I vaguely remember he was awarded a Nobel Prize or a Pulitzer Prize a couple of years ago and nobody could find him and he wasn't willing to accept the award or something. Really just rude. He must think he's above everything and everyone.
by Anonymous | reply 212 | September 22, 2019 12:43 PM |
I like him although his voice is annoying. (I mean I like the standards. A lot of his other music is dull imo.)
The worship of him is irritating though. I know several people who loudly advocate for this being the greatest rock/folk/etc musician and it drives me up the wall.
by Anonymous | reply 213 | September 22, 2019 1:09 PM |
I can't make out what he's singing but I love his music and his voice. On the occasions when I do come across his lyrics I have loved them.

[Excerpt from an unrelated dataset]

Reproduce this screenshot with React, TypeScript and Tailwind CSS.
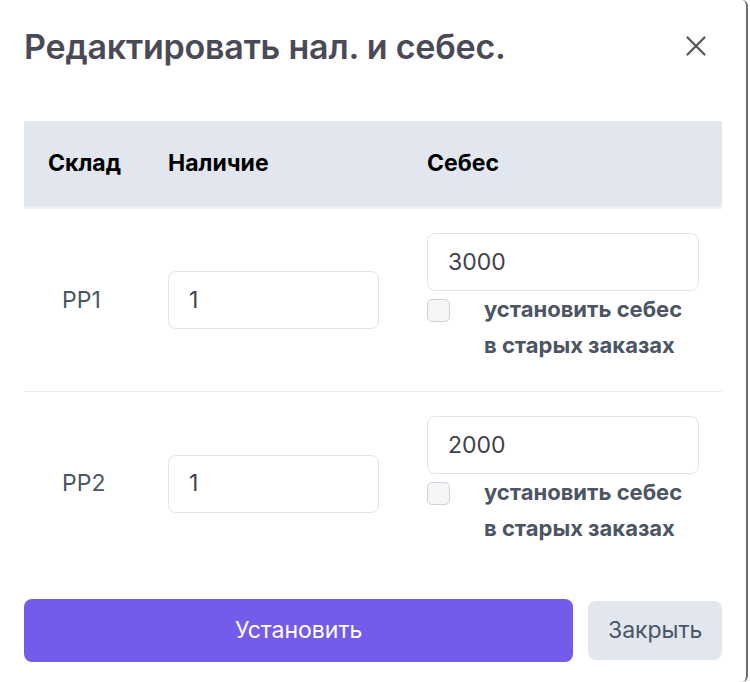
const rows = [
  { id: 1, store: 'PP1', stock: '1', cost: '3000' },
  { id: 2, store: 'PP2', stock: '1', cost: '2000' },
]

export default function App() {
  return (
    <div className="w-[750px] h-[682px] bg-white font-['Inter',sans-serif]">
      <div className="w-[748px] h-[682px] border-r-2 border-[#6e6e6e] rounded-r-[6px] bg-white flex flex-col px-6">
        <div className="flex items-center justify-between h-[94px]">
          <h2 className="text-[34px] font-semibold text-[#4a4a57] leading-none tracking-[-0.2px]">
            Редактировать нал. и себес.
          </h2>
          <button className="mr-[16px] mt-[-2px] text-[#555]">
            <svg width="20" height="20" viewBox="0 0 20 20" fill="none" stroke="currentColor" strokeWidth="2.2" strokeLinecap="round">
              <path d="M1.5 1.5 L18.5 18.5 M18.5 1.5 L1.5 18.5" />
            </svg>
          </button>
        </div>

        <div className="mt-[27px]">
          <div className="h-[88px] bg-[#e2e6ef] border-b-[3px] border-[#eef0f4] flex items-center text-[23px] font-bold text-black">
            <div className="w-[144px] pl-6">Склад</div>
            <div className="w-[259px]">Наличие</div>
            <div>Себес</div>
          </div>

          {rows.map((row, i) => (
            <div
              key={row.id}
              className={'flex h-[183px] ' + (i === 0 ? 'border-b border-[#ececef]' : '')}
            >
              <div className="w-[144px] pl-[38px] self-center text-[23px] text-[#4b5563]">{row.store}</div>
              <div className="w-[259px] self-center">
                <div className="w-[211px] h-[58px] rounded-[8px] border border-[#e3e3ee] flex items-center px-5 text-[23px] text-[#3f3f4e]">
                  {row.stock}
                </div>
              </div>
              <div className="flex flex-col pt-[24px]">
                <div className="w-[272px] h-[58px] rounded-[8px] border border-[#e3e3ee] flex items-center px-5 text-[23px] text-[#3f3f4e]">
                  {row.cost}
                </div>
                <div className="flex items-start">
                  <div className="w-[23px] h-[23px] mt-[8px] rounded-[5px] border border-[#cfd3d9] bg-[#f3f5f7]" />
                  <div className="ml-[34px] text-[22px] font-bold text-[#4b5563] leading-[36px]">
                    установить себес
                    <br />
                    в старых заказах
                  </div>
                </div>
              </div>
            </div>
          ))}
        </div>

        <div className="flex items-center gap-[15px] mt-[24px]">
          <button className="w-[551px] h-[63px] rounded-[8px] bg-[#745be9] text-white text-[23px]">
            Установить
          </button>
          <button className="w-[134px] h-[59px] rounded-[8px] bg-[#e2e6ef] text-[#4b5563] text-[23px]">
            Закрыть
          </button>
        </div>
      </div>
    </div>
  )
}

Anyone seen Scorsese's (faux) doc about him? I have it on my watch list.
by Anonymous | reply 214 | September 22, 2019 1:34 PM |
I’m with R12. He and Joni are in a singer/songwriter class by themselves. Poetry and music.
by Anonymous | reply 215 | September 22, 2019 1:57 PM |
Clearly an artist. I learned about him thru my love of Rust and Diamonds. I wanted to know who Baez was talking about. Now you're telling me You're not nostalgic Then give me another word for it You who are so good with words And at keeping things vague 'Cause I need some of that vagueness now It's all come back too clearly Yes, I loved you dearly And if you're offering me diamonds and rust I've already paid
by Anonymous | reply 216 | September 22, 2019 2:17 PM |
If you are someone who loved the classic rock'n'roll era, I don't see how you could watch that performance @ r183 without getting a little choked up. My favorites to watch are Tom Petty (RIP) and Neil Young, they both have a big shit eating grin on their face the whole time.
I've always preferred Young to Dylan, though I love Bob too. But Neil rocks harder and never seemed to take himself quite so seriously. And I don't think Bob ever wrote songs as pretty as "After the Gold Rush" or "Pocahontas."